::: Material provided

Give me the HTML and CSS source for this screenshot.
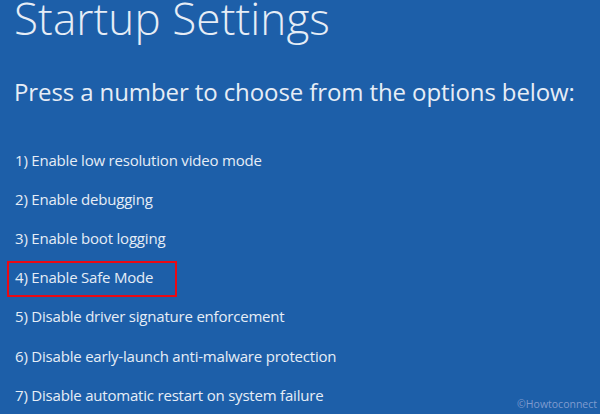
FILE: index.html
```html
<!DOCTYPE html>
<html>
<head>
<meta charset="utf-8">
<link rel="stylesheet" href="styles.css">
</head>
<body>
<div class="screen">
  <h1 class="title">Startup Settings</h1>
  <p class="prompt">Press a number to choose from the options below:</p>
  <ul class="options">
    <li class="option">1) Enable low resolution video mode</li>
    <li class="option">2) Enable debugging</li>
    <li class="option">3) Enable boot logging</li>
    <li class="option highlight">4) Enable Safe Mode</li>
    <li class="option">5) Disable driver signature enforcement</li>
    <li class="option">6) Disable early-launch anti-malware protection</li>
    <li class="option">7) Disable automatic restart on system failure</li>
  </ul>
  <div class="watermark">©Howtoconnect</div>
</div>
</body>
</html>
```
FILE: styles.css
```css
html, body {
  margin: 0;
  padding: 0;
}
body {
  width: 600px;
  height: 414px;
  overflow: hidden;
  background: #1d5fa9;
}
.screen {
  position: relative;
  width: 600px;
  height: 414px;
  background: #1d5fa9;
  color: #e6edf6;
  font-family: "Open Sans", "Noto Sans", sans-serif;
  overflow: hidden;
}
.title {
  margin: 0;
  padding: 0 0 0 14px;
  font-weight: 300;
  font-size: 44px;
  line-height: 36px;
  letter-spacing: 0.1px;
  white-space: nowrap;
}
.prompt {
  margin: 41px 0 0 14px;
  font-weight: 400;
  font-size: 24px;
  line-height: 30px;
  letter-spacing: -0.1px;
  white-space: nowrap;
}
.options {
  list-style: none;
  margin: 33px 0 0 0;
  padding: 0;
  display: flex;
  flex-direction: column;
}
.option {
  position: relative;
  height: 39.2px;
  display: flex;
  align-items: center;
  padding-left: 15px;
  font-size: 15px;
  letter-spacing: -0.2px;
  white-space: nowrap;
}
.option.highlight::before {
  content: "";
  position: absolute;
  left: 7px;
  top: 3px;
  width: 170px;
  height: 36px;
  box-sizing: border-box;
  border: 2.5px solid #ea0a14;
}
.watermark {
  position: absolute;
  right: 3px;
  bottom: 5px;
  font-size: 10.5px;
  line-height: 10px;
  color: #7f9bcf;
}
```
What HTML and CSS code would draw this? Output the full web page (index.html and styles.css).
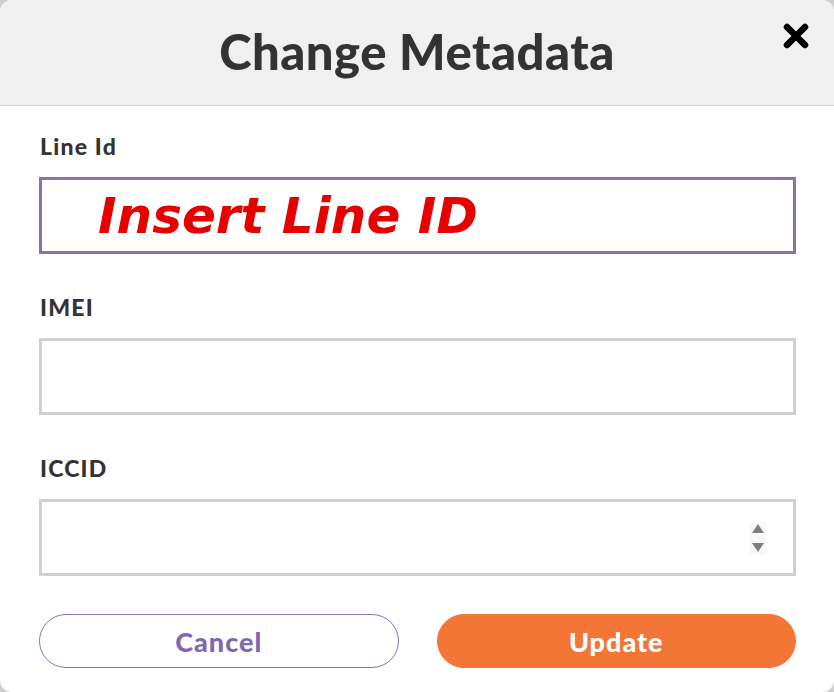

::::::

Exercise requirements:
Pictures are to be left out; the records above must be repeated word for word.

Exercise answer:
Give me the HTML and CSS source for this screenshot.
FILE: index.html
```html
<!DOCTYPE html>
<html>
<head>
<meta charset="utf-8">
<link rel="stylesheet" href="styles.css">
</head>
<body>
<div class="screen">
  <h1 class="title">Startup Settings</h1>
  <p class="prompt">Press a number to choose from the options below:</p>
  <ul class="options">
    <li class="option">1) Enable low resolution video mode</li>
    <li class="option">2) Enable debugging</li>
    <li class="option">3) Enable boot logging</li>
    <li class="option highlight">4) Enable Safe Mode</li>
    <li class="option">5) Disable driver signature enforcement</li>
    <li class="option">6) Disable early-launch anti-malware protection</li>
    <li class="option">7) Disable automatic restart on system failure</li>
  </ul>
  <div class="watermark">©Howtoconnect</div>
</div>
</body>
</html>
```
FILE: styles.css
```css
html, body {
  margin: 0;
  padding: 0;
}
body {
  width: 600px;
  height: 414px;
  overflow: hidden;
  background: #1d5fa9;
}
.screen {
  position: relative;
  width: 600px;
  height: 414px;
  background: #1d5fa9;
  color: #e6edf6;
  font-family: "Open Sans", "Noto Sans", sans-serif;
  overflow: hidden;
}
.title {
  margin: 0;
  padding: 0 0 0 14px;
  font-weight: 300;
  font-size: 44px;
  line-height: 36px;
  letter-spacing: 0.1px;
  white-space: nowrap;
}
.prompt {
  margin: 41px 0 0 14px;
  font-weight: 400;
  font-size: 24px;
  line-height: 30px;
  letter-spacing: -0.1px;
  white-space: nowrap;
}
.options {
  list-style: none;
  margin: 33px 0 0 0;
  padding: 0;
  display: flex;
  flex-direction: column;
}
.option {
  position: relative;
  height: 39.2px;
  display: flex;
  align-items: center;
  padding-left: 15px;
  font-size: 15px;
  letter-spacing: -0.2px;
  white-space: nowrap;
}
.option.highlight::before {
  content: "";
  position: absolute;
  left: 7px;
  top: 3px;
  width: 170px;
  height: 36px;
  box-sizing: border-box;
  border: 2.5px solid #ea0a14;
}
.watermark {
  position: absolute;
  right: 3px;
  bottom: 5px;
  font-size: 10.5px;
  line-height: 10px;
  color: #7f9bcf;
}
```
What HTML and CSS code would draw this? Output the full web page (index.html and styles.css).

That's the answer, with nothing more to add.